Getting settled in Austin

Welcome to Texas

We made it!  Driving a moving truck almost 2000 miles across America was no picnic (it gets HOT in Arizona) but ~4 days of travel were relatively uneventful (only one flat tire!). Pretty much everything made it intact, including a few hundred pounds of lab benches and equipment.  (Note to self, next time get twice as many moving pads as seems necessary!)

My wife and I have been getting acquainted with our new city.  One of the interesting/unique things about Austin is the local trailer food scene.  One example, shown below, is odd duck, where you can purchase local, sustainable, gourmet wood fired food out of a trailer in South Austin.  Yum.

odd duck

The biggest downside to Austin I have found so far (aside from the lack of In-n-Out and Trader Joe’s) has been the pitiful upstream bandwidth that Time Warner provides with their Roadrunner internet service.   Check out these Speedtest results:

Time Warner Austin 8/2/10

Holy asymmetric internet access, Batman!

Compare those results with this test I ran before I packed up my computer in San Francisco:

Comcast San Francisco 6/30/10

Over 4 megabits!  If only I knew how lucky I was on Comcast when I could upload entire Flickr albums and HD videos in minutes!

Time Warner – 512K?  Really?

Ok, that’s enough for now – time to unpack the power supplies and oscilloscope.

PS. I almost forgot.  There are a few pictures of the move on Flickr.

9 thoughts on “Getting settled in Austin”

  1. I tested my upstream bandwidth another way, by uploading a file to a site with lots of bandwidth.

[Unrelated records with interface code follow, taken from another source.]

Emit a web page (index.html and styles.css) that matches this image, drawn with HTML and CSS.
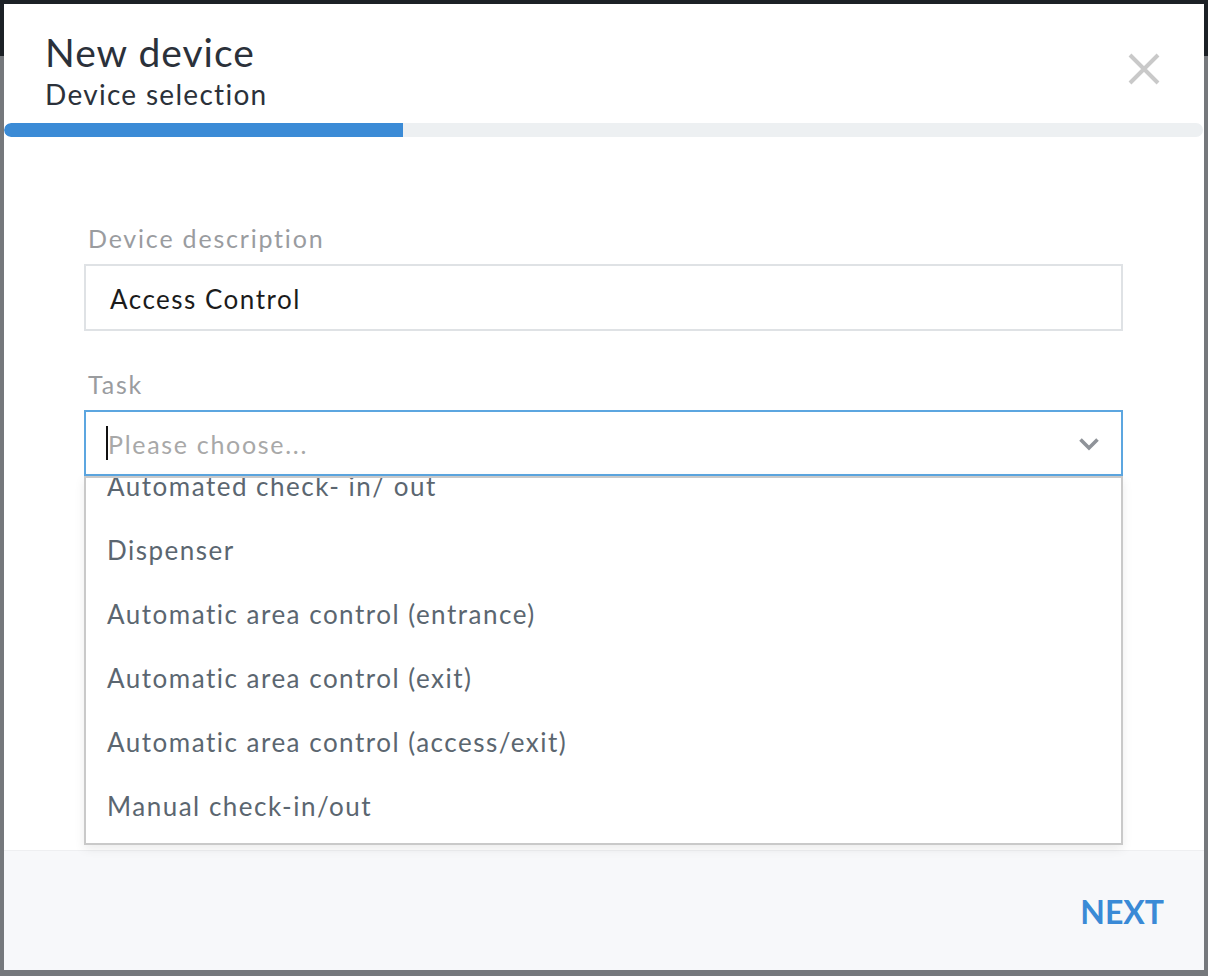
FILE: index.html
```html
<!DOCTYPE html>
<html lang="en">
<head>
<meta charset="utf-8">
<title>New device</title>
<link rel="stylesheet" href="styles.css">
</head>
<body>
<div class="modal">
  <header class="modal-header">
    <div class="titles">
      <h1 class="title">New device</h1>
      <div class="subtitle">Device selection</div>
    </div>
    <button class="close" aria-label="Close">
      <svg width="32" height="32" viewBox="0 0 32 32"><path d="M2 2 L30 30 M30 2 L2 30" stroke="#c9c9c9" stroke-width="4" fill="none"/></svg>
    </button>
  </header>
  <div class="progress"><div class="progress-fill" style="width:33.25%"></div></div>
  <main class="modal-body">
    <label class="field-label">Device description</label>
    <div class="input">Access Control</div>
    <label class="field-label task-label">Task</label>
    <div class="select-wrap">
      <div class="select">
        <span class="caret"></span>
        <span class="placeholder">Please choose...</span>
        <svg class="chevron" width="22" height="14" viewBox="0 0 22 14"><path d="M2.5 2.5 L11 11 L19.5 2.5" stroke="#8f9399" stroke-width="3.6" fill="none"/></svg>
      </div>
      <div class="dropdown">
        <ul class="options">
          <li>Automated check- in/ out</li>
          <li>Dispenser</li>
          <li>Automatic area control (entrance)</li>
          <li>Automatic area control (exit)</li>
          <li>Automatic area control (access/exit)</li>
          <li>Manual check-in/out</li>
        </ul>
      </div>
    </div>
  </main>
  <footer class="modal-footer">
    <button class="next">NEXT</button>
  </footer>
</div>
</body>
</html>
```
FILE: styles.css
```css
* { box-sizing: border-box; }
html, body { margin: 0; padding: 0; }
body {
  width: 1208px;
  height: 976px;
  overflow: hidden;
  background: linear-gradient(#1c2126 0, #1c2126 56px, #75787c 56px, #75787c 100%);
  padding: 4px 4px 6px 4px;
  font-family: Lato, "Open Sans", sans-serif;
}
.modal {
  width: 1200px;
  height: 966px;
  background: #fff;
  display: flex;
  flex-direction: column;
}
.modal-header {
  display: flex;
  justify-content: space-between;
  padding: 25px 0 0 41px;
}
.title {
  margin: 0;
  font-size: 39px;
  line-height: 46px;
  font-weight: 400;
  color: #2b313a;
  letter-spacing: 1px;
}
.subtitle {
  margin-top: 2px;
  font-size: 28px;
  line-height: 34px;
  color: #2b313a;
  letter-spacing: 1.3px;
}
.close {
  border: 0;
  background: none;
  padding: 0;
  margin: 24px 44px 0 0;
  width: 32px;
  height: 32px;
  cursor: pointer;
}
.close svg { display: block; }
.progress {
  margin-top: 12px;
  height: 14px;
  border-radius: 7px;
  background: #edf0f2;
  overflow: hidden;
  width: 1199px;
}
.progress-fill {
  height: 100%;
  background: #3b8bd6;
  border-radius: 7px 0 0 7px;
}
.modal-body {
  flex: 1;
  padding: 86px 80px 0 80px;
}
.field-label {
  display: block;
  font-size: 25px;
  line-height: 30px;
  color: #9a9c9f;
  padding-left: 4px;
  letter-spacing: 1.8px;
}
.input {
  margin-top: 11px;
  height: 67px;
  border: 2px solid #dfe2e5;
  width: 1039px;
  padding: 3px 0 0 24px;
  font-size: 26px;
  line-height: 60px;
  color: #1b1b1b;
  letter-spacing: 1.5px;
}
.task-label { margin-top: 38px; }
.select-wrap {
  position: relative;
  margin-top: 11px;
  width: 1039px;
}
.select {
  height: 66px;
  border: 2px solid #5ca6e0;
  display: flex;
  align-items: center;
  padding-left: 20px;
  padding-right: 21px;
}
.caret {
  width: 2px;
  height: 34px;
  background: #111;
}
.placeholder {
  flex: 1;
  font-size: 25px;
  color: #a8a8a8;
  letter-spacing: 1.7px;
  padding-top: 2px;
}
.chevron { display: block; margin-top: 2px; }
.dropdown {
  position: absolute;
  top: 100%;
  left: 0;
  right: 0;
  height: 369px;
  border: 2px solid #c9c9c9;
  background: #fff;
  overflow: hidden;
  box-shadow: 0 4px 10px rgba(0,0,0,0.08);
  z-index: 2;
}
.options {
  list-style: none;
  margin: -24px 0 0 0;
  padding: 0;
}
.options li {
  height: 64px;
  line-height: 64px;
  padding-left: 21px;
  font-size: 26px;
  color: #5b6670;
  letter-spacing: 1.5px;
}
.modal-footer {
  height: 120px;
  background: #f7f8fa;
  border-top: 1px solid #eeeff1;
  display: flex;
  justify-content: flex-end;
  align-items: center;
  padding-right: 40px;
}
.next {
  border: 0;
  background: none;
  padding: 0;
  font-family: Lato, sans-serif;
  font-size: 32px;
  font-weight: 700;
  color: #3a8ad6;
  margin-top: 2px;
  cursor: pointer;
}
```
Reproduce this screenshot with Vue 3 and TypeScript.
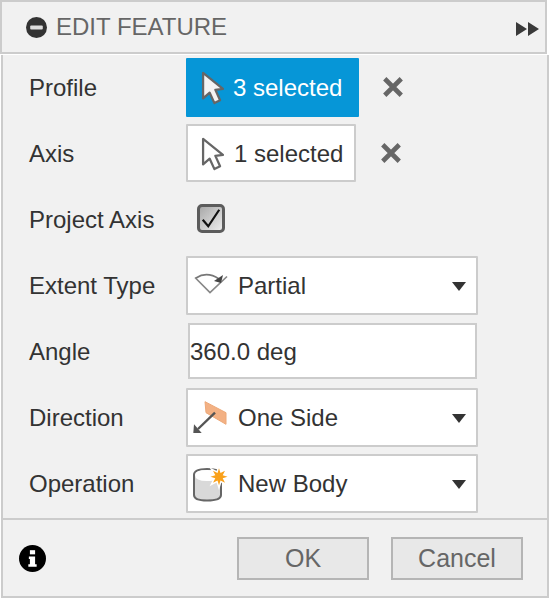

The results met my expectations.

    512kbit/s * 1 byte/8bits = 64kbytes/s max upload speed.

    Which is about what I got.

    I haven’t tested downstream.

  2. I ran the speedtest.net on my ISP (Cable One) and although I have 10mb service, it clocked nearly 20mb on the download test…. The test server connection was not local and the automatic server showed a 130ms ping. I know where the cable company routes their service and manually picked a location in Dallas and got a 60ms ping. Both tests came in at exactly the same 18.97 download and .97 upload.

    I have NEVER seen that type of throughput in real usage. This REALLY smells like some creative cooking with a local cable caching server.

      1. Does Verizon or SW Bell service your area? SW Bell (ATT) has that U-Verse service. That’s available in my neighborhood, but haven’t extended the lines to my street from the trunk 2 streets over :-/

        I’m in the area serviced my a ma and pop cable provider, but I’m still getting 9 down 1.5 up……

        1. No Verizon, no AT&T / SW Bell. 🙁

          It looks like there is a 4G/WiMAX(?) provider in town, but they don’t say what their bandwidth limits are.

    1. Josh –

      I think Seattle is a little too far from Mexico to have good Mexican food. I’ll give Taco Xpress a try, thanks for the link!